Oversimplified, if you add some parameters to vMotion DRS to prefer moving VMs to hosts with the most replica data, you should get statisticaly get lowest locality missrate.
And if VSAN would try to keep the VM data at as few hosts as possible then “smart” vMotion shouldn’t hurt that much.
Of course there are other things you might miss out given fewer replica hosts, like number of disk spindles, number of network connections, number of pci-busses, VM IOPS pressure over time etc.. that might affect the performance, but that might just be another parameter for vMotion DRS.
My point is that data locality and cluster size is something that we as “users” of the system should not have to worry about (more that being aware that sometimes it might affect the performance) but something that the developers should put at least some effort to automate for optimal placement, not just use the standard CPU/Memory parameters.
Unfortunately, a few years back I talked to a Vmware developer regarding optimal placement of Vms with similar/same operating system for more efficient TPS (transparent page sharing) they told me that they didn’t do that and that resulted in less than optimal TPS.

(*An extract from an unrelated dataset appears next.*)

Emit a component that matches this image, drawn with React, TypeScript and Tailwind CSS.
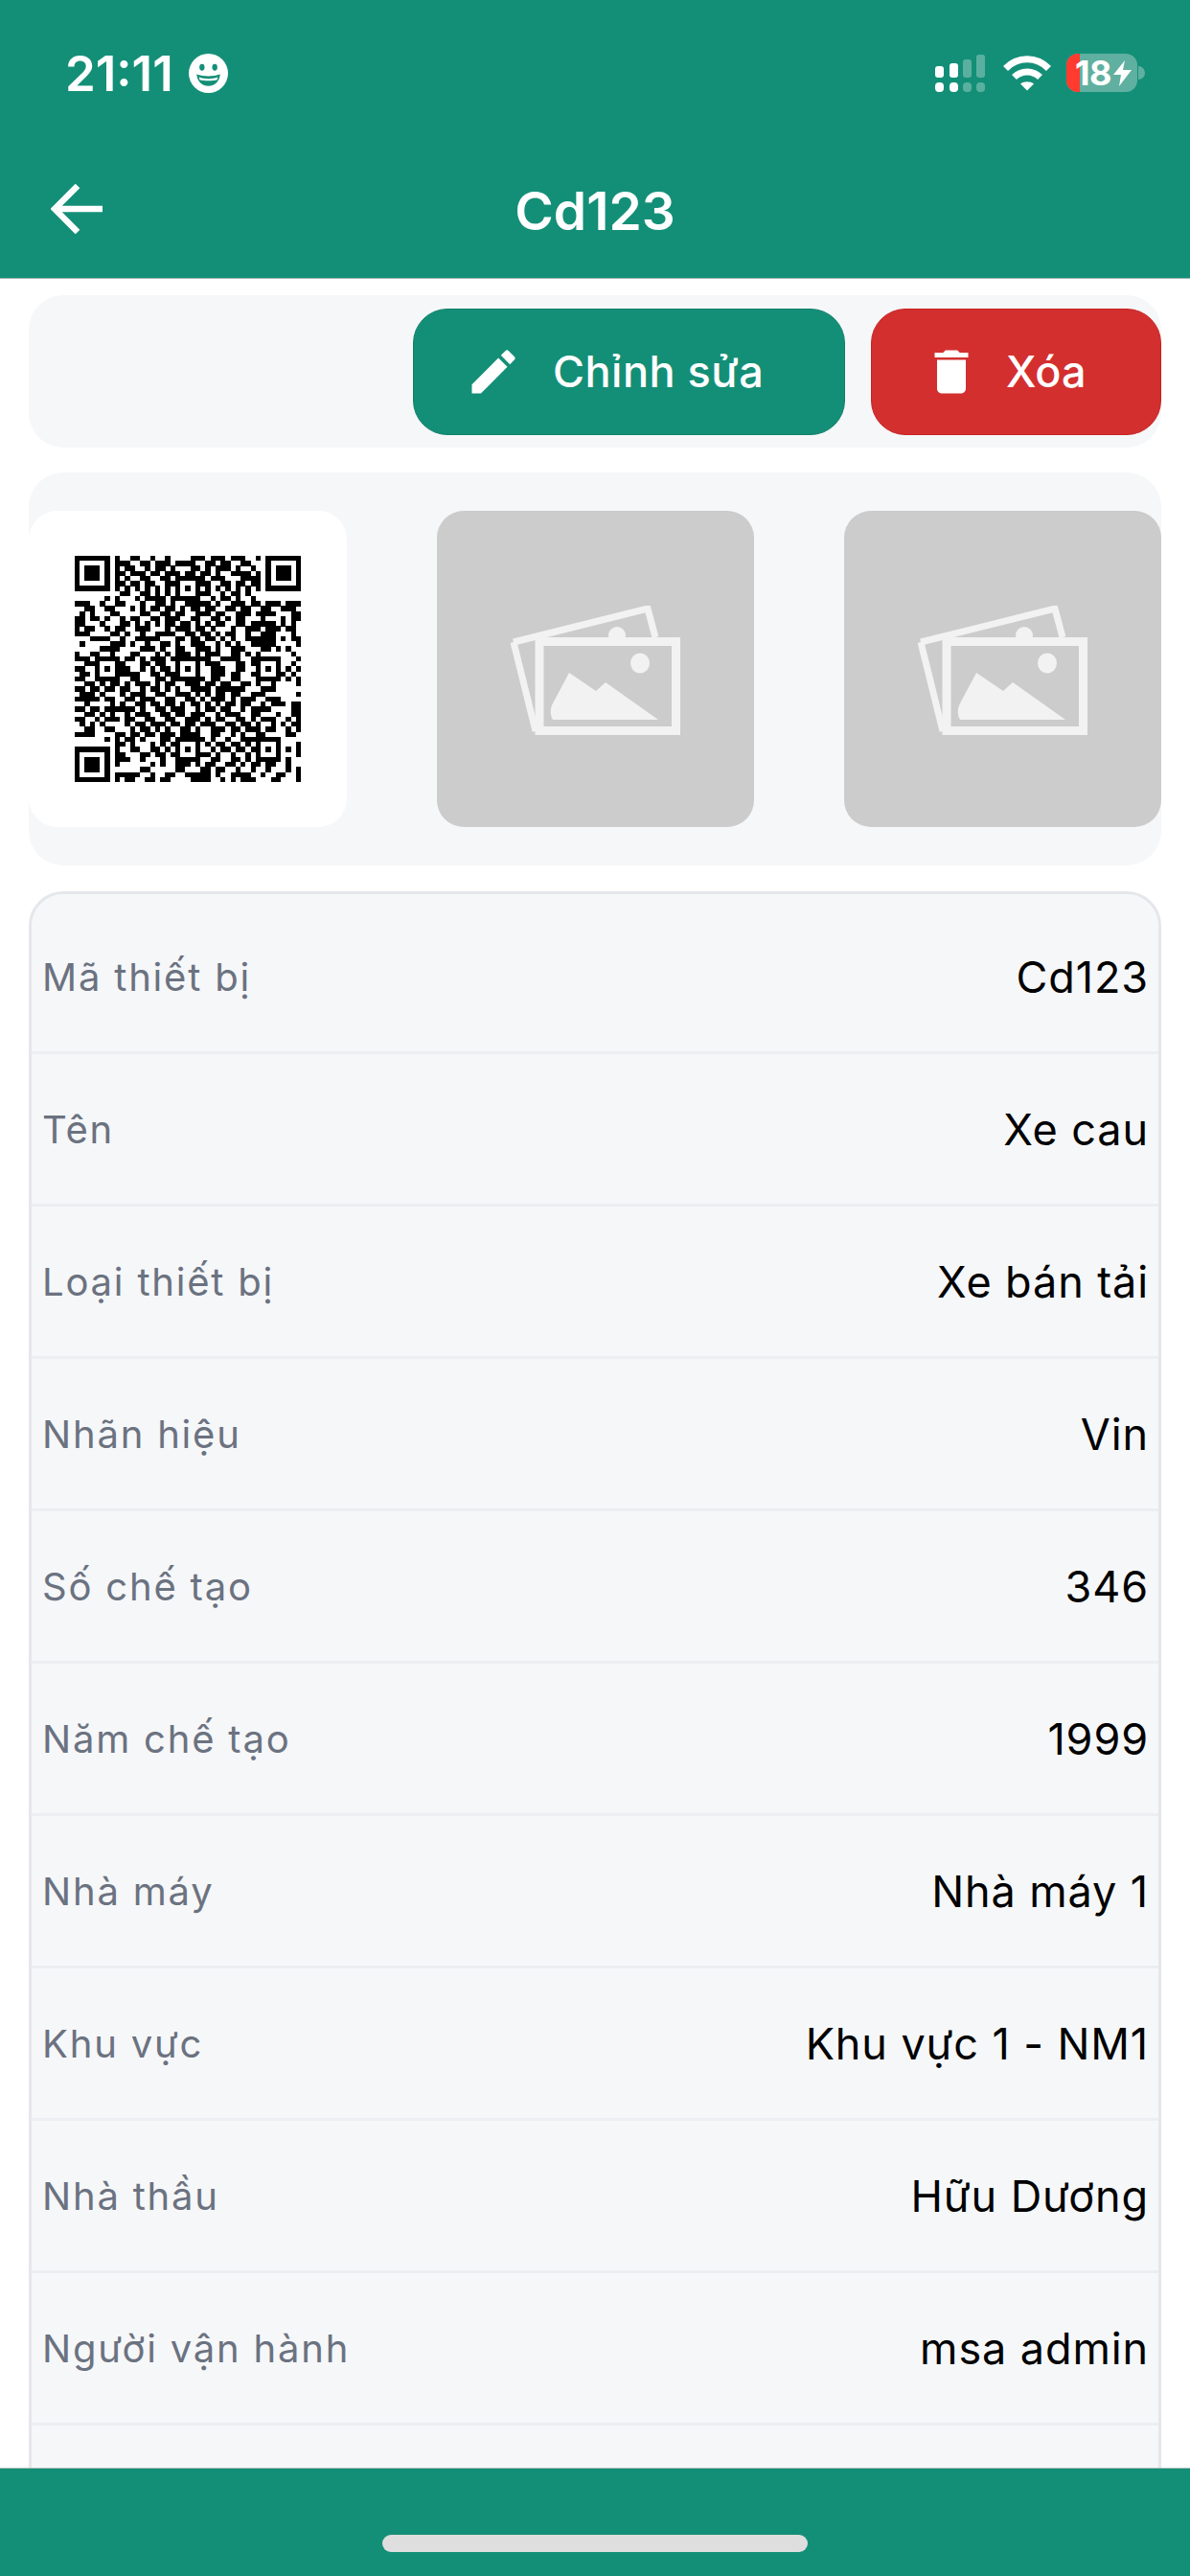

I really hope Vmware put more effort in DRS heuristics with vSAN.
As I understand it VSAN does not have data locality as a design principle. As a result, there is no way to have DRS take data locality into account.
Bear in mind that DRS only accounts for CPU and memory, IO is not a factor in DRS recommendations at all. If you want this sort of intelligence then you have to look at things like VMturbo, sorry I mean Turbonomic, for a more holistic load accounting.
On the point of should users care, I would say that some users care and some do not. At some point, the users who do not care are relying on some experts who care very much. AWS is a classic example. I don’t need to know or care how they deliver their services. But there are a lot of experts at AWS who know in excruciating detail exactly how they deliver those services. If it weren’t for the experts at AWS, I might need to build my own services, then I would have to care.